It’s a strong statement to say that hundreds of years of handplane manufacturing have been eclipsed by one tool, but I know what Rick’s instructor was getting at. When it comes to reducing tear-out, one of the most important weapons is the angle of the tool’s cutter – a.k.a. the “angle of attack.” And no other tool gets you to a high planing angle as easily.
The higher the angle of attack, the less likely the wood fibers will lift up and tear out. Sounds good, right? What’s the catch?
The only practical downside to a high angle of attack is that the tool is harder to push. And that’s not too much of a factor when your shavings are tissue-thin. Plus, the high angle of attack works great with well-behaved hardwoods, too.
So what does the Veritas plane have to do with the angle of attack? After all, its cutter seems slung a lot lower than the cutter on a traditional plane. Well, the difference is that the Veritas (and some other block-plane-like tools such as the Lie-Nielsen No. 164) work with the cutter’s bevel facing up, while traditional planes cut with the bevel facing down.
This makes a huge difference.
In a traditional plane with the bevel facing down, the angle of attack is almost always set by the frog (the casting that holds the cutter). In almost all vintage metal planes, this angle is 45° (new planes by Lie-Nielsen let you pick a 50° or 55° frog, however).
When you flip the cutter over, the angle the bevel is sharpened at comes into the equation when figuring out the angle of attack. Here’s how: The cutter in a bevel-up plane is usually bedded at 12° or 20° to the sole of the plane. Let’s use 12° for our example. If you sharpen the cutter so it has a 30° microbevel on it, then you add the angle of the bed (12°) to the angle sharpened on your cutter (30°) to get the angle of attack (42°).
So this configuration would make a bevel-up plane behave much like a traditional bevel-down plane – or perhaps even a bit worse.
But if you sharpen the cutter at 45° instead of 30°, then the world changes. You add the 45° to the 12° and suddenly you have an angle of attack that is 57° – that’s fairly steep. And you can achieve that angle (and remove it) with just one quick sharpening.
So what’s the best angle of attack for gnarly woods? I’ve found that with almost all woods, tear-out tends to disappear with a 62° angle of attack – that means sharpening a 50° bevel on your cutter and putting it on a 12° bed in our example.
If you have a bevel-down plane, you get to this high angle by sharpening your iron with a knife edge, which is more work.
No. 5: Button Your Lip
I have held (and used) three of Karl Holtey’s revolutionary No. 98 planes. The first thing you notice about these tools is that they are flawless. Holtey lavishes attention on his planes like Gollum on the Precious. Every surface, inside and out, is perfect.

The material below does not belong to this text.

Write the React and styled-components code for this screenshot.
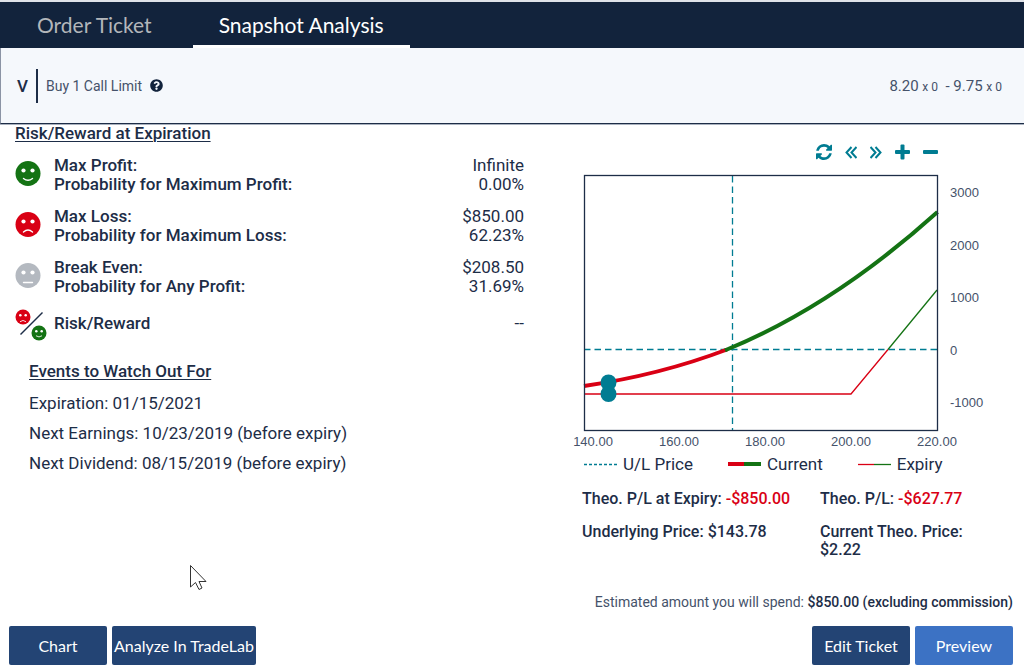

Once you take that in, the next thing you notice is the non-adjustable mouth of the tool. It is, by most tool snob standards, big enough to drive a scrub plane shaving through. What gives?
To find out, I sharpened up two planes: My trusty Lie-Nielsen No. 4 with a 50° frog and a mouth aperture between .002″ and .0025″ wide. Then I sharpened up the Holtey so its angle of attack was also 50°. Then I took a board of nasty, surly Jatoba (it’s almost as mean as coconut) and planed it with both tools. Then I turned that board around and planed it against the grain with both tools.
I know this board, and it’s about as bad a board as I ever want to work. Most standard-pitch planes tear it out. But both the Holtey and the Lie-Nielsen cleaned it up with no problems – both with the grain and against the grain.
This little experiment calls into question the plane snob’s obsession with tiny mouth apertures. (By the way, I’m the chapter president of the local plane snob club.) After planing that Jatoba, I had to ask myself: Do you need a fine mouth for high-tolerance work?
I think the answer is: It depends. I think tightening up the mouth aperture of your plane is just one of the weapons you have in your battle against tear-out. But I don’t think it’s the doomsday weapon.
The long-held theory about the plane’s mouth is that a small aperture is preferred because it will press down the grain of the wood as the cutter slices it. If the mouth is tight, then the cutter will be unable to get under the grain and lever it up ahead of your cut, tearing out the grain. This sounds reasonable, but there’s more to it.
The sometimes-forgotten problem with a fine aperture is that it makes your tool more likely to clog, especially if you have the chipbreaker set close. So a tight mouth is usually a time-consuming set-up, unless you have a smoothing plane dedicated to fine cuts.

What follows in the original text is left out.